According to the publication, a Circle spokesperson confirmed that an address was blacklisted, and the funds inside frozen, at the request of a law enforcement agency. Although no specifics were given about the blacklisting, which occurred in mid-June, this is the first time that the consortium has ever called a “blacklist” smart contract function on an address.

The Circle spokesperson said:


“Centre can confirm it blacklisted an address in response to a request from law enforcement. While we cannot comment on the specifics of law enforcement requests, Centre complies with binding court orders that have appropriate jurisdiction over the organization.”

In normal circumstances funds held on the Ethereum blockchain are under the control of the address owner, but in order to remain compliant, Centre has the power to blacklist an address, which makes it unable to execute transactions.

The consortium’s Blacklisting Policy document reads:

“When an address is blacklisted, it can no longer receive USDC and all of the USDC controlled by that address is blocked and cannot be transferred on-chain.”

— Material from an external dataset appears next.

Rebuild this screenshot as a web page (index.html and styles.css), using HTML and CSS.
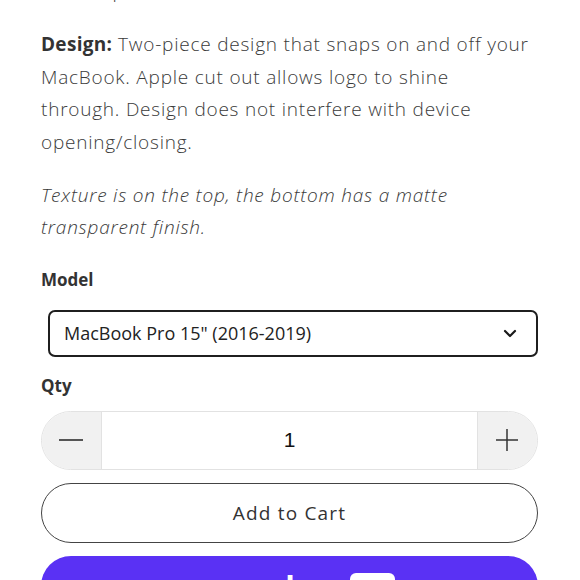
FILE: index.html
```html
<!DOCTYPE html>
<html lang="en">
<head>
  <meta charset="UTF-8">
  <title>MacBook Case</title>
  <link rel="stylesheet" href="styles.css">
</head>
<body>

  <div class="product">
    <div class="description">
      <p class="lead">Fit: precise</p>
      <p><strong>Design:</strong> Two-piece design that snaps on and off your MacBook. Apple cut out allows logo to shine through. Design does not interfere with device opening/closing.</p>
      <p><em>Texture is on the top, the bottom has a matte transparent finish.</em></p>
    </div>

    <label class="field-label">Model</label>
    <div class="select">
      <span>MacBook Pro 15" (2016-2019)</span>
      <svg width="14" height="10" viewBox="0 0 14 10">
        <path d="M2 3 L7 8 L12 3" fill="none" stroke="#1a1a1a" stroke-width="2.2" stroke-linecap="round" stroke-linejoin="round"/>
      </svg>
    </div>

    <label class="field-label qty-label">Qty</label>
    <div class="qty">
      <button class="qty-btn minus">
        <svg width="26" height="4" viewBox="0 0 26 4"><line x1="1" y1="2" x2="25" y2="2" stroke="#555" stroke-width="2"/></svg>
      </button>
      <div class="qty-value">1</div>
      <button class="qty-btn plus">
        <svg width="24" height="24" viewBox="0 0 24 24">
          <line x1="1" y1="12" x2="23" y2="12" stroke="#333" stroke-width="1.5"/>
          <line x1="12" y1="1" x2="12" y2="23" stroke="#333" stroke-width="1.5"/>
        </svg>
      </button>
    </div>

    <button class="add-cart">Add to Cart</button>

    <button class="shop-pay">
      <span class="buy-with">Buy with</span>
      <span class="shop-logo">shop</span>
      <span class="pay-badge">Pay</span>
    </button>
  </div>

</body>
</html>
```

FILE: styles.css
```css
body {
  margin: 0;
  background: #fff;
  color: #3a3a3a;
  font-family: 'Open Sans', 'Lato', sans-serif;
  overflow: hidden;
}

.product {
  padding: 0 42px 0 41px;
}

.description {
  margin-top: -25px;
}

.description p {
  max-width: 489px;
  font-size: 19px;
  line-height: 32.4px;
  margin: 0 0 21px;
  font-weight: 300;
  letter-spacing: 0.78px;
}

.description .lead {
  padding-left: 38px;
}

.description strong {
  font-weight: 700;
  letter-spacing: 0.3px;
  color: #333;
}

.field-label {
  display: block;
  font-size: 17px;
  font-weight: 700;
  line-height: 24px;
  margin-top: 24px;
  color: #333;
}

.select {
  margin: 18px 0 0 7px;
  height: 43px;
  border: 2px solid #1f1f1f;
  border-radius: 7px;
  display: flex;
  align-items: center;
  justify-content: space-between;
  padding: 0 19px 0 14px;
  font-size: 18px;
  font-weight: 400;
  color: #222;
}

.qty-label {
  margin-top: 17px;
}

.qty {
  margin-top: 13px;
  height: 57px;
  border: 1px solid #e2e2e2;
  border-radius: 30px;
  overflow: hidden;
  display: flex;
}

.qty-btn {
  width: 60px;
  border: none;
  background: #f1f1f1;
  display: flex;
  align-items: center;
  padding: 0;
}

.qty-btn.minus {
  border-right: 1px solid #e2e2e2;
  justify-content: flex-start;
  padding-left: 16px;
}

.qty-btn.plus {
  border-left: 1px solid #e2e2e2;
  justify-content: flex-start;
  padding-left: 17px;
}

.qty-value {
  flex: 1;
  display: flex;
  align-items: center;
  justify-content: center;
  font-family: 'Liberation Sans', Arial, sans-serif;
  font-size: 21px;
  color: #111;
}

.add-cart {
  display: block;
  width: 100%;
  margin-top: 13px;
  height: 60px;
  border: 1.5px solid #444;
  border-radius: 30px;
  background: #fff;
  font-family: 'Open Sans', sans-serif;
  font-weight: 400;
  font-size: 19px;
  letter-spacing: 1.2px;
  color: #333;
}

.shop-pay {
  display: flex;
  align-items: center;
  justify-content: center;
  gap: 6px;
  width: 100%;
  margin-top: 13px;
  height: 62px;
  border: none;
  border-radius: 30px;
  background: #5a31f4;
  color: #fff;
  padding-top: 4px;
}

.buy-with {
  font-family: 'Open Sans', sans-serif;
  font-size: 20px;
}

.shop-logo {
  font-family: 'Lato', sans-serif;
  font-weight: 900;
  font-size: 34px;
  line-height: 34px;
}

.pay-badge {
  background: #fff;
  color: #5a31f4;
  border-radius: 6px;
  font-family: 'Lato', sans-serif;
  font-weight: 700;
  font-size: 20px;
  padding: 4px 6px;
  line-height: 22px;
}
```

According to the document, only the consortium itself has the power to blacklist addresses, and not individual USDC issuers. The policy further pointed out that Centre has retained the power to blacklist addresses under two circumstances, the first being if there is a potential security breach or threat to the network.

The second reason to consider a blacklist is:

“To comply with a law, regulation or legal order from a duly recognized U.S. authorized authority, U.S. court of competent jurisdiction or other governmental authority with jurisdiction over Centre.”

Either way, in order to blacklist an address, the majority of the firm’s Board of Managers needs to vote on whether to approve or object to such a request. While the firm has the power to reverse a blacklist, it has warned on its website that blacklisted addresses may be “wholly and permanently unrecoverable”.